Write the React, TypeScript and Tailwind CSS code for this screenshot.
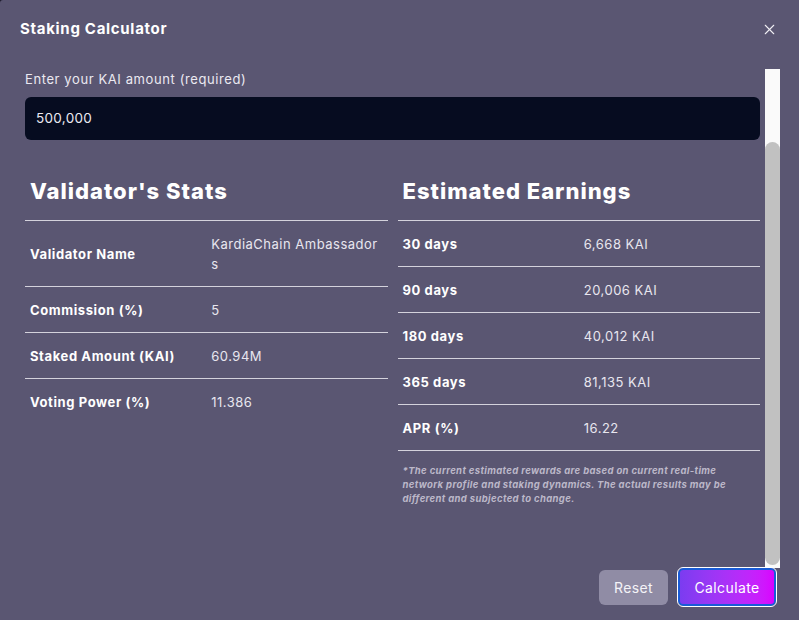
import { X } from "lucide-react";

const stats = [
  { label: "Validator Name", value: "KardiaChain Ambassador", wrap: "s" },
  { label: "Commission (%)", value: "5" },
  { label: "Staked Amount (KAI)", value: "60.94M" },
  { label: "Voting Power (%)", value: "11.386" },
];

const earnings = [
  { label: "30 days", value: "6,668 KAI" },
  { label: "90 days", value: "20,006 KAI" },
  { label: "180 days", value: "40,012 KAI" },
  { label: "365 days", value: "81,135 KAI" },
  { label: "APR (%)", value: "16.22" },
];

const Row = ({ label, value, wrap, last }: { label: string; value: string; wrap?: string; last?: boolean }) => (
  <div className={`grid grid-cols-2 ${last ? "" : "border-b border-[#d4d2dc]"}`}>
    <div className="flex items-center px-[5px] py-[12.5px] text-[13px] leading-5 font-bold text-white tracking-[0.6px]">{label}</div>
    <div className="flex flex-col justify-center px-[5px] py-[12.5px] text-[13px] leading-5 text-[#e8e6ef] tracking-[0.5px]">
      <span className="whitespace-nowrap">{value}</span>
      {wrap && <span>{wrap}</span>}
    </div>
  </div>
);

const App = () => {
  return (
    <div className="w-[799px] h-[620px] bg-[#1c1a2b]">
      <div className="w-full h-full bg-[#5a5672] rounded-tl-[3px] flex flex-col text-white" style={{ fontFamily: "Inter, 'Noto Sans', sans-serif" }}>
        <div className="flex items-center justify-between pl-[20px] pr-[21px] h-[58px]">
          <div className="text-[15px] font-bold tracking-[0.7px]">Staking Calculator</div>
          <X size={17} strokeWidth={1.5} className="text-[#f0eff4]" />
        </div>

        <div className="flex h-[499px] ml-[25px] mr-[19px] mt-[11px] gap-[5px]">
          <div className="flex-1 overflow-hidden">
            <div className="text-[13px] leading-5 text-[#ebe9f1] tracking-[0.6px]">Enter your KAI amount (required)</div>
            <div className="mt-[8px] h-[43px] rounded-[6px] bg-[#060c20] flex items-center px-[11px] text-[13.5px] tracking-[0.3px] text-[#eceaf2]">500,000</div>

            <div className="grid grid-cols-2 gap-[10px] mt-[36px]">
              <div>
                <div className="px-[5px] h-[30px] text-[22px] leading-[30px] font-extrabold tracking-[1px] mb-[14px]">Validator's Stats</div>
                <div className="border-t border-[#d4d2dc]">
                  {stats.map((s, i) => (
                    <Row key={s.label} label={s.label} value={s.value} wrap={s.wrap} last={i === stats.length - 1} />
                  ))}
                </div>
              </div>
              <div>
                <div className="px-[5px] h-[30px] text-[22px] leading-[30px] font-extrabold tracking-[1px] mb-[14px]">Estimated Earnings</div>
                <div className="border-t border-[#d4d2dc]">
                  {earnings.map((e) => (
                    <Row key={e.label} label={e.label} value={e.value} />
                  ))}
                </div>
                <p className="mt-[13px] px-[5px] text-[9.5px] leading-[14px] font-bold italic tracking-[0.35px] text-[#bcb8c9]">
                  *The current estimated rewards are based on current real-time
                  <br />
                  network profile and staking dynamics. The actual results may be
                  <br />
                  different and subjected to change.
                </p>
              </div>
            </div>
          </div>

          <div className="w-[15px] bg-[#fafafa] flex justify-center pt-[73px] pb-[3px]">
            <div className="w-[8px] flex-1 rounded-full bg-[#c1c1c1]" />
          </div>
        </div>

        <div className="flex justify-end items-center gap-[10px] pr-[23px]">
          <button className="h-[35px] w-[69px] rounded-[6px] bg-[#908ca5] text-[14px] tracking-[0.4px] text-[#f4f3f7]">Reset</button>
          <button className="h-[38px] w-[98px] rounded-[5px] border-2 border-[#1a5bd6] outline outline-1 outline-white bg-gradient-to-r from-[#7b3cf0] to-[#d900ff] text-[14px] tracking-[0.4px] text-white">
            Calculate
          </button>
        </div>
      </div>
    </div>
  );
};

export default App;
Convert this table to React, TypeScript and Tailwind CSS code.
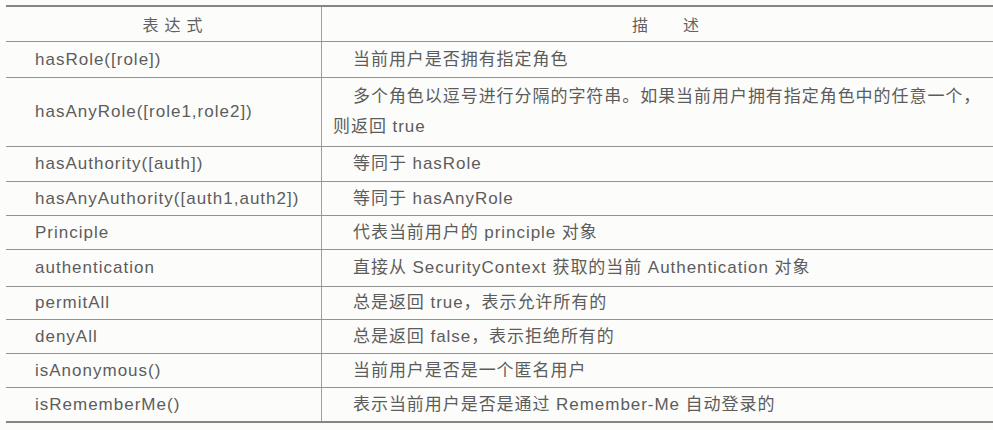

____

◆ The task: Repeat all of the entries word for word, but omit the pictures.

◆ Solution:
Write the React, TypeScript and Tailwind CSS code for this screenshot.
import { X } from "lucide-react";

const stats = [
  { label: "Validator Name", value: "KardiaChain Ambassador", wrap: "s" },
  { label: "Commission (%)", value: "5" },
  { label: "Staked Amount (KAI)", value: "60.94M" },
  { label: "Voting Power (%)", value: "11.386" },
];

const earnings = [
  { label: "30 days", value: "6,668 KAI" },
  { label: "90 days", value: "20,006 KAI" },
  { label: "180 days", value: "40,012 KAI" },
  { label: "365 days", value: "81,135 KAI" },
  { label: "APR (%)", value: "16.22" },
];

const Row = ({ label, value, wrap, last }: { label: string; value: string; wrap?: string; last?: boolean }) => (
  <div className={`grid grid-cols-2 ${last ? "" : "border-b border-[#d4d2dc]"}`}>
    <div className="flex items-center px-[5px] py-[12.5px] text-[13px] leading-5 font-bold text-white tracking-[0.6px]">{label}</div>
    <div className="flex flex-col justify-center px-[5px] py-[12.5px] text-[13px] leading-5 text-[#e8e6ef] tracking-[0.5px]">
      <span className="whitespace-nowrap">{value}</span>
      {wrap && <span>{wrap}</span>}
    </div>
  </div>
);

const App = () => {
  return (
    <div className="w-[799px] h-[620px] bg-[#1c1a2b]">
      <div className="w-full h-full bg-[#5a5672] rounded-tl-[3px] flex flex-col text-white" style={{ fontFamily: "Inter, 'Noto Sans', sans-serif" }}>
        <div className="flex items-center justify-between pl-[20px] pr-[21px] h-[58px]">
          <div className="text-[15px] font-bold tracking-[0.7px]">Staking Calculator</div>
          <X size={17} strokeWidth={1.5} className="text-[#f0eff4]" />
        </div>

        <div className="flex h-[499px] ml-[25px] mr-[19px] mt-[11px] gap-[5px]">
          <div className="flex-1 overflow-hidden">
            <div className="text-[13px] leading-5 text-[#ebe9f1] tracking-[0.6px]">Enter your KAI amount (required)</div>
            <div className="mt-[8px] h-[43px] rounded-[6px] bg-[#060c20] flex items-center px-[11px] text-[13.5px] tracking-[0.3px] text-[#eceaf2]">500,000</div>

            <div className="grid grid-cols-2 gap-[10px] mt-[36px]">
              <div>
                <div className="px-[5px] h-[30px] text-[22px] leading-[30px] font-extrabold tracking-[1px] mb-[14px]">Validator's Stats</div>
                <div className="border-t border-[#d4d2dc]">
                  {stats.map((s, i) => (
                    <Row key={s.label} label={s.label} value={s.value} wrap={s.wrap} last={i === stats.length - 1} />
                  ))}
                </div>
              </div>
              <div>
                <div className="px-[5px] h-[30px] text-[22px] leading-[30px] font-extrabold tracking-[1px] mb-[14px]">Estimated Earnings</div>
                <div className="border-t border-[#d4d2dc]">
                  {earnings.map((e) => (
                    <Row key={e.label} label={e.label} value={e.value} />
                  ))}
                </div>
                <p className="mt-[13px] px-[5px] text-[9.5px] leading-[14px] font-bold italic tracking-[0.35px] text-[#bcb8c9]">
                  *The current estimated rewards are based on current real-time
                  <br />
                  network profile and staking dynamics. The actual results may be
                  <br />
                  different and subjected to change.
                </p>
              </div>
            </div>
          </div>

          <div className="w-[15px] bg-[#fafafa] flex justify-center pt-[73px] pb-[3px]">
            <div className="w-[8px] flex-1 rounded-full bg-[#c1c1c1]" />
          </div>
        </div>

        <div className="flex justify-end items-center gap-[10px] pr-[23px]">
          <button className="h-[35px] w-[69px] rounded-[6px] bg-[#908ca5] text-[14px] tracking-[0.4px] text-[#f4f3f7]">Reset</button>
          <button className="h-[38px] w-[98px] rounded-[5px] border-2 border-[#1a5bd6] outline outline-1 outline-white bg-gradient-to-r from-[#7b3cf0] to-[#d900ff] text-[14px] tracking-[0.4px] text-white">
            Calculate
          </button>
        </div>
      </div>
    </div>
  );
};

export default App;
Convert this table to React, TypeScript and Tailwind CSS code.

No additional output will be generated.